A light, refreshing recipe, using Grecian Living mastiha breadsticks to achieve the ekmek flavour

  • PREPARATION

    15 min

  • COOKING

    30 min

  • DIFFICULTY

    Medium

INGREDIENTS

(15 servings)

  • 100 g Grecian Living Honey and Chios mastiha breadsticks
  • 200 g butter+ 30 g cold butter
  • 500 g milk
  • 50 g sugar
  • 1 teaspoon vanilla flavoring
  • 2 egg yolks
  • 90 g corn flour
  • 15 g confectioner’s sugar
  • 150 g heavy cream
  • pistachios
  • zest of one lemon

PROCESS

Crust

  1. Pulse the breadsticks in a food processor.
  2. Melt 200 g butter in a pan.
  3. Leave it 10 minutes until the butter cools a little, mix it with the crushed breadsticks and allow it to cool completely.

Filling

  1. Mix the sugar and milk and cook at medium heat until the sugar melts.
  2. Place the two yolks in a cup and slowly add some of the hot mixture in order to bring the yolks to milk temperature.
  3. Place the mixture in the pan and heat over low, stirring constantly.
  4. Add the corn flour and continue stirring.
  5. When mixture becomes creamy, remove pan off the heat.
  6. Add the vanilla flavoring, cold butter and lemon zest and mix.
  7. Cover with plastic wrap and let it cool.
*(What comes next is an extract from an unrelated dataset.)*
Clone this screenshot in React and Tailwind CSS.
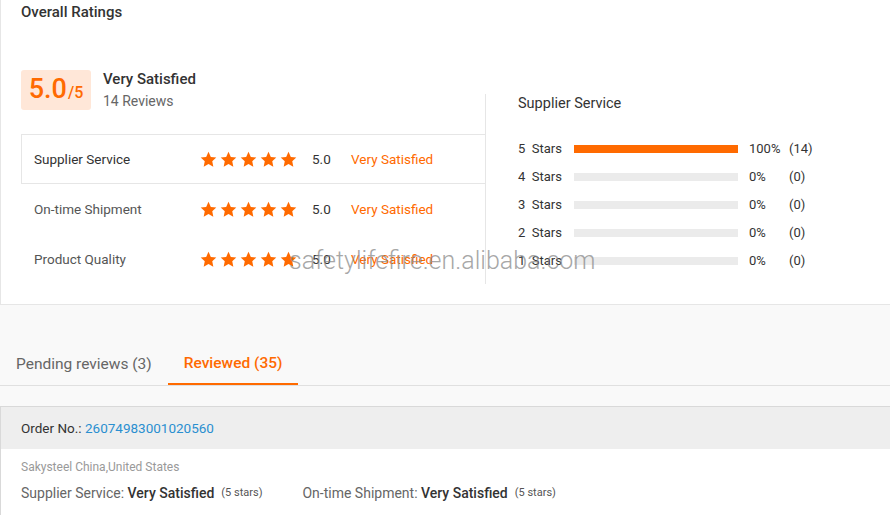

The wrap must touch the surface of the cream, so that it does not form a skin.
  8. Into a cake mold, place  the mastiha breadsticks mixture.
  9. Continue with the pistachios, chopped.
  10. Pour half the amount of cream. Repeat method.
  11. Whip on high the heavy cream with the confectioner’s sugar and a little vanilla flavoring, until you achieve the desired texture.
  12. Cover the cake with the whipped cream.
  13. Top with pistachios and serve.

 

TIPS

  1. Melt the butter, let it cool and then mix with the breadsticks. Never place the breadsticks together with the butter in the hot pan, because they contain sesame seeds that will turn bitter.
  2. We can keep them in the fridge for up to three days, then the crust begins to sodden.